In response to increasing requests for assistance from Congressional committees, federal agencies, state officials, and local bodies, the APWA worked actively advocating for federal financial participation in state and local programs and helped to implement the Federal Emergency Relief Act of May 1933. APWA membership and financial support gained momentum. In a span of two years from its birth, the association’s membership grew from an initial 151 persons to nearly a thousand.
President Franklin Roosevelt’s New Deal era ushered in an exciting period in American social welfare history. The enactment of both the Federal Emergency Relief Act of 1933 and the Social Security Act in 1935 marked the beginning of a significant shift from emergency relief and private charity to a system of federal public work programs and the creation of a federal-state social safety net for the temporarily unemployed and the poor aged, blind and dependent children.

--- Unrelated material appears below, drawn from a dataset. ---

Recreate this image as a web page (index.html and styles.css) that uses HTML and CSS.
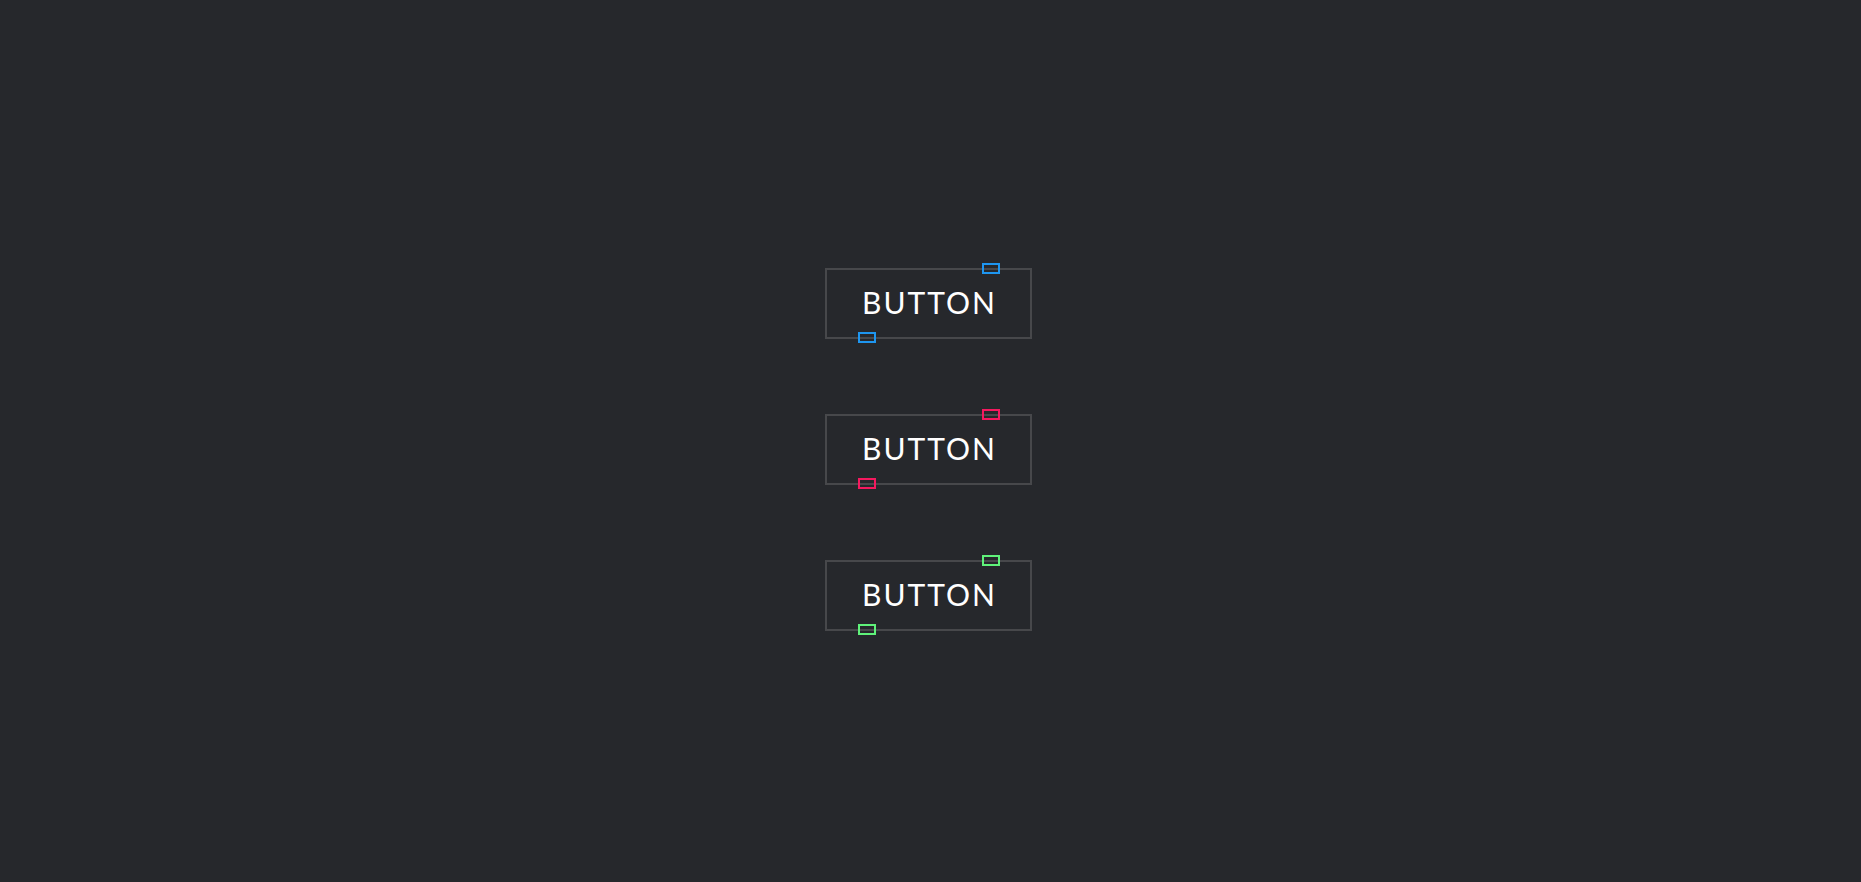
FILE: index.html
```html
<!DOCTYPE html>
<html>
<head>
<meta charset="utf-8">
<link rel="stylesheet" href="styles.css">
</head>
<body>
<main class="stack">
  <button class="btn btn-blue"><span class="mark mark-top"></span>BUTTON<span class="mark mark-bottom"></span></button>
  <button class="btn btn-pink"><span class="mark mark-top"></span>BUTTON<span class="mark mark-bottom"></span></button>
  <button class="btn btn-green"><span class="mark mark-top"></span>BUTTON<span class="mark mark-bottom"></span></button>
</main>
</body>
</html>
```
FILE: styles.css
```css
html, body {
  margin: 0;
  height: 100%;
}
body {
  background: #26282c;
}
.stack {
  height: 100%;
  box-sizing: border-box;
  padding-top: 17px;
  padding-right: 4px;
  display: flex;
  flex-direction: column;
  align-items: center;
  justify-content: center;
  gap: 75px;
}
.btn {
  position: relative;
  width: 207px;
  height: 71px;
  box-sizing: border-box;
  border: 2px solid #47484b;
  background: transparent;
  color: #ffffff;
  font-family: Lato, "Liberation Sans", sans-serif;
  font-size: 30px;
  font-weight: 400;
  letter-spacing: 2px;
  line-height: 1;
  padding: 0 0 4px 2px;
  margin: 0;
}
.mark {
  position: absolute;
  width: 18px;
  height: 11px;
  box-sizing: border-box;
  border: 2px solid;
}
.mark-top {
  left: 155px;
  top: -7px;
}
.mark-bottom {
  left: 31px;
  top: 62px;
}
.btn-blue .mark { border-color: #1e96f0; }
.btn-pink .mark { border-color: #f5195f; }
.btn-green .mark { border-color: #5ff27a; }
```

Following enactment of the Public Welfare titles in the Social Security Act, the American Public Welfare Association assumed a larger role as a liaison between federal agencies and the states. The association also provided leadership, training and staff support in improving public welfare administration, and the clarification of policies and procedures. In 1939, two component groups were formed under the auspice of APWA: The National Council of State Public Welfare Administrators and the National Council of Local Public Welfare Administrators.
During World War II, the APWA was involved in helping to assure continuity and coordination of welfare services. Activities included assistance to the Administration of Selective Service, aid to military inductees and their dependents, planning for new and emergency problems in defense programs, aid to refugee children, and their families, and efforts to move employable men and women from relief roles into jobs.